* _Stated exercise_:
Write out the entire listing below exactly, with the pictures left out.

* _Provided data_:
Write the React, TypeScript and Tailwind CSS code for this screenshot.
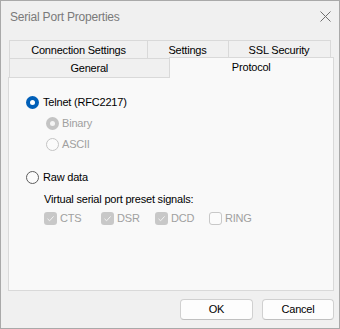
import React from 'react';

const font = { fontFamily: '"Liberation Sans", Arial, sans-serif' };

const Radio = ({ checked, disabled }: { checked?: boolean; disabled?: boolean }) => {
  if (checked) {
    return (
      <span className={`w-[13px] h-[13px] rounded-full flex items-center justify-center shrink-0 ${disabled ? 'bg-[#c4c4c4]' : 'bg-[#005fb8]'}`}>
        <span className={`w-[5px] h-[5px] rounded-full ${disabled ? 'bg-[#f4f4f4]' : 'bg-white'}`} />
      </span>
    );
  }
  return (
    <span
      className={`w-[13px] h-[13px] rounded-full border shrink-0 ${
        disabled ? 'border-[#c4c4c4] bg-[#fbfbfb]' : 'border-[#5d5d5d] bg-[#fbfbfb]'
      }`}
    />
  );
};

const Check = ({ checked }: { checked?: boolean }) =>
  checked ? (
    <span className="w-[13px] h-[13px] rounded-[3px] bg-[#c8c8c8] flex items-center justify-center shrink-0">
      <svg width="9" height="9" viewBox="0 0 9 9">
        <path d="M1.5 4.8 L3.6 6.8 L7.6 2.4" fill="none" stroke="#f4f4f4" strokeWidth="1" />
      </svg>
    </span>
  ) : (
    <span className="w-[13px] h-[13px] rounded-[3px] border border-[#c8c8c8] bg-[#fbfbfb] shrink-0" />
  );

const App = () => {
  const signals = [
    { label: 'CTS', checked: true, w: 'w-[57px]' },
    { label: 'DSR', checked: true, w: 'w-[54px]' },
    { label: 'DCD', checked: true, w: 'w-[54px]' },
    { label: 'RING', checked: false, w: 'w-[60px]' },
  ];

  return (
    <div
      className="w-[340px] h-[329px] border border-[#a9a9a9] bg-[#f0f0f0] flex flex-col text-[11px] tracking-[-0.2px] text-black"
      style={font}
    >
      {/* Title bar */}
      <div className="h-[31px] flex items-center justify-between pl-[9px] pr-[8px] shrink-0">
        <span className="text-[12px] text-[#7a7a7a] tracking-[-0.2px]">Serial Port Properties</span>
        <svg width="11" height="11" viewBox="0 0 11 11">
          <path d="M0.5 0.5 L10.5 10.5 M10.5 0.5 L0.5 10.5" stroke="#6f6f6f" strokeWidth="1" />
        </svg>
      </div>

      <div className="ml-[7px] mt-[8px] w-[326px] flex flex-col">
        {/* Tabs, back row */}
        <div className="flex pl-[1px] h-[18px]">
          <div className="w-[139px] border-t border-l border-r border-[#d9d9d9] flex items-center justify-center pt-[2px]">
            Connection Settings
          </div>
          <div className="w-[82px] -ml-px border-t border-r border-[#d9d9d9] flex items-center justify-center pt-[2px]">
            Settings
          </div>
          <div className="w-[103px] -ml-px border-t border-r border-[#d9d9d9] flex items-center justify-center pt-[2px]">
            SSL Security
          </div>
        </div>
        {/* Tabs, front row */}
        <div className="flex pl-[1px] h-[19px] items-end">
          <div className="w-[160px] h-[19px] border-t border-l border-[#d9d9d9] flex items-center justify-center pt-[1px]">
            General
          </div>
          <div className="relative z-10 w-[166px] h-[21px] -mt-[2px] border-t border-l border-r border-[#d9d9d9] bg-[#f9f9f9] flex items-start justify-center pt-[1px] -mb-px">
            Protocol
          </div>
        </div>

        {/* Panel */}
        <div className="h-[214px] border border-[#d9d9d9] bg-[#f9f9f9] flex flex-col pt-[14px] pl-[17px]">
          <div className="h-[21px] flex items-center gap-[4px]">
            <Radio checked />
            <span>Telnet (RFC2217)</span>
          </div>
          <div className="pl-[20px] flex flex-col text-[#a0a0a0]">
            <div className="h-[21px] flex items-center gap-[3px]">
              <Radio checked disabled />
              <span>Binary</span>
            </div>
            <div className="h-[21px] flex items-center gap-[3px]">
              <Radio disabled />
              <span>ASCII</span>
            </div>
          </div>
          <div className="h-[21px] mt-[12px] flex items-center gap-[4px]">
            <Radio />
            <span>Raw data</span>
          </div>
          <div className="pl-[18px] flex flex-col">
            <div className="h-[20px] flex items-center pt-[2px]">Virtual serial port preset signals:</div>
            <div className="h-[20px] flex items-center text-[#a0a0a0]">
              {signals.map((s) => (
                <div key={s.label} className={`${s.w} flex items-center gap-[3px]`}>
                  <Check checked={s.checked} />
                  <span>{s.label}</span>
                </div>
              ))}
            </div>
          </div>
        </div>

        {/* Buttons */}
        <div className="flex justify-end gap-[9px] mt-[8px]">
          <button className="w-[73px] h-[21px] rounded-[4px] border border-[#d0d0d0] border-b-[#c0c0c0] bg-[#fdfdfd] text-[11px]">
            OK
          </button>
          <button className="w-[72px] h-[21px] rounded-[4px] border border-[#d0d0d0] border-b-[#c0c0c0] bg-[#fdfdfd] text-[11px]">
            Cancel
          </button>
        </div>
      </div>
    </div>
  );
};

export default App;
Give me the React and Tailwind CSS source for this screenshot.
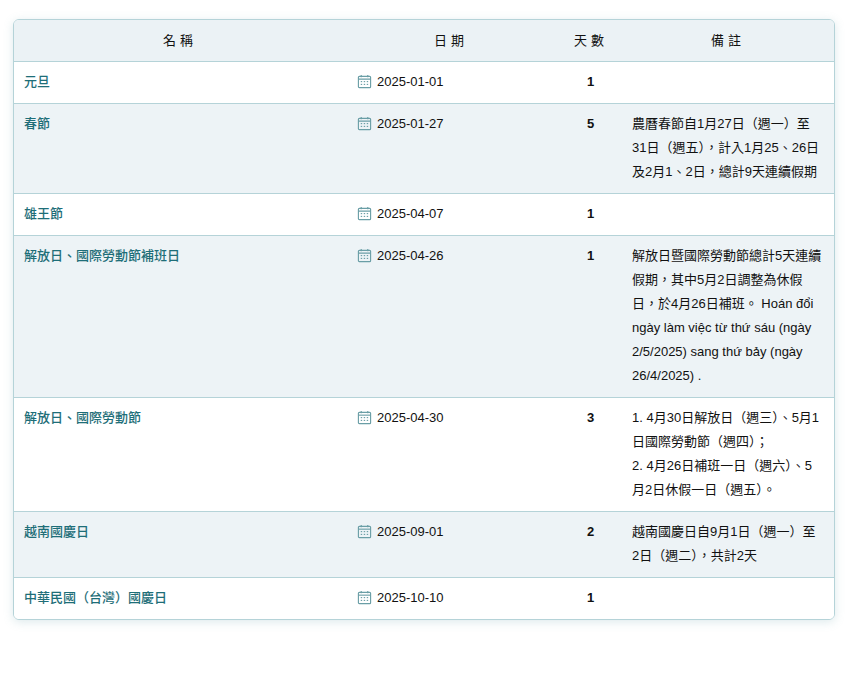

* _Solved exercise_:
Write the React, TypeScript and Tailwind CSS code for this screenshot.
import React from 'react';

const font = { fontFamily: '"Liberation Sans", Arial, sans-serif' };

const Radio = ({ checked, disabled }: { checked?: boolean; disabled?: boolean }) => {
  if (checked) {
    return (
      <span className={`w-[13px] h-[13px] rounded-full flex items-center justify-center shrink-0 ${disabled ? 'bg-[#c4c4c4]' : 'bg-[#005fb8]'}`}>
        <span className={`w-[5px] h-[5px] rounded-full ${disabled ? 'bg-[#f4f4f4]' : 'bg-white'}`} />
      </span>
    );
  }
  return (
    <span
      className={`w-[13px] h-[13px] rounded-full border shrink-0 ${
        disabled ? 'border-[#c4c4c4] bg-[#fbfbfb]' : 'border-[#5d5d5d] bg-[#fbfbfb]'
      }`}
    />
  );
};

const Check = ({ checked }: { checked?: boolean }) =>
  checked ? (
    <span className="w-[13px] h-[13px] rounded-[3px] bg-[#c8c8c8] flex items-center justify-center shrink-0">
      <svg width="9" height="9" viewBox="0 0 9 9">
        <path d="M1.5 4.8 L3.6 6.8 L7.6 2.4" fill="none" stroke="#f4f4f4" strokeWidth="1" />
      </svg>
    </span>
  ) : (
    <span className="w-[13px] h-[13px] rounded-[3px] border border-[#c8c8c8] bg-[#fbfbfb] shrink-0" />
  );

const App = () => {
  const signals = [
    { label: 'CTS', checked: true, w: 'w-[57px]' },
    { label: 'DSR', checked: true, w: 'w-[54px]' },
    { label: 'DCD', checked: true, w: 'w-[54px]' },
    { label: 'RING', checked: false, w: 'w-[60px]' },
  ];

  return (
    <div
      className="w-[340px] h-[329px] border border-[#a9a9a9] bg-[#f0f0f0] flex flex-col text-[11px] tracking-[-0.2px] text-black"
      style={font}
    >
      {/* Title bar */}
      <div className="h-[31px] flex items-center justify-between pl-[9px] pr-[8px] shrink-0">
        <span className="text-[12px] text-[#7a7a7a] tracking-[-0.2px]">Serial Port Properties</span>
        <svg width="11" height="11" viewBox="0 0 11 11">
          <path d="M0.5 0.5 L10.5 10.5 M10.5 0.5 L0.5 10.5" stroke="#6f6f6f" strokeWidth="1" />
        </svg>
      </div>

      <div className="ml-[7px] mt-[8px] w-[326px] flex flex-col">
        {/* Tabs, back row */}
        <div className="flex pl-[1px] h-[18px]">
          <div className="w-[139px] border-t border-l border-r border-[#d9d9d9] flex items-center justify-center pt-[2px]">
            Connection Settings
          </div>
          <div className="w-[82px] -ml-px border-t border-r border-[#d9d9d9] flex items-center justify-center pt-[2px]">
            Settings
          </div>
          <div className="w-[103px] -ml-px border-t border-r border-[#d9d9d9] flex items-center justify-center pt-[2px]">
            SSL Security
          </div>
        </div>
        {/* Tabs, front row */}
        <div className="flex pl-[1px] h-[19px] items-end">
          <div className="w-[160px] h-[19px] border-t border-l border-[#d9d9d9] flex items-center justify-center pt-[1px]">
            General
          </div>
          <div className="relative z-10 w-[166px] h-[21px] -mt-[2px] border-t border-l border-r border-[#d9d9d9] bg-[#f9f9f9] flex items-start justify-center pt-[1px] -mb-px">
            Protocol
          </div>
        </div>

        {/* Panel */}
        <div className="h-[214px] border border-[#d9d9d9] bg-[#f9f9f9] flex flex-col pt-[14px] pl-[17px]">
          <div className="h-[21px] flex items-center gap-[4px]">
            <Radio checked />
            <span>Telnet (RFC2217)</span>
          </div>
          <div className="pl-[20px] flex flex-col text-[#a0a0a0]">
            <div className="h-[21px] flex items-center gap-[3px]">
              <Radio checked disabled />
              <span>Binary</span>
            </div>
            <div className="h-[21px] flex items-center gap-[3px]">
              <Radio disabled />
              <span>ASCII</span>
            </div>
          </div>
          <div className="h-[21px] mt-[12px] flex items-center gap-[4px]">
            <Radio />
            <span>Raw data</span>
          </div>
          <div className="pl-[18px] flex flex-col">
            <div className="h-[20px] flex items-center pt-[2px]">Virtual serial port preset signals:</div>
            <div className="h-[20px] flex items-center text-[#a0a0a0]">
              {signals.map((s) => (
                <div key={s.label} className={`${s.w} flex items-center gap-[3px]`}>
                  <Check checked={s.checked} />
                  <span>{s.label}</span>
                </div>
              ))}
            </div>
          </div>
        </div>

        {/* Buttons */}
        <div className="flex justify-end gap-[9px] mt-[8px]">
          <button className="w-[73px] h-[21px] rounded-[4px] border border-[#d0d0d0] border-b-[#c0c0c0] bg-[#fdfdfd] text-[11px]">
            OK
          </button>
          <button className="w-[72px] h-[21px] rounded-[4px] border border-[#d0d0d0] border-b-[#c0c0c0] bg-[#fdfdfd] text-[11px]">
            Cancel
          </button>
        </div>
      </div>
    </div>
  );
};

export default App;
Give me the React and Tailwind CSS source for this screenshot.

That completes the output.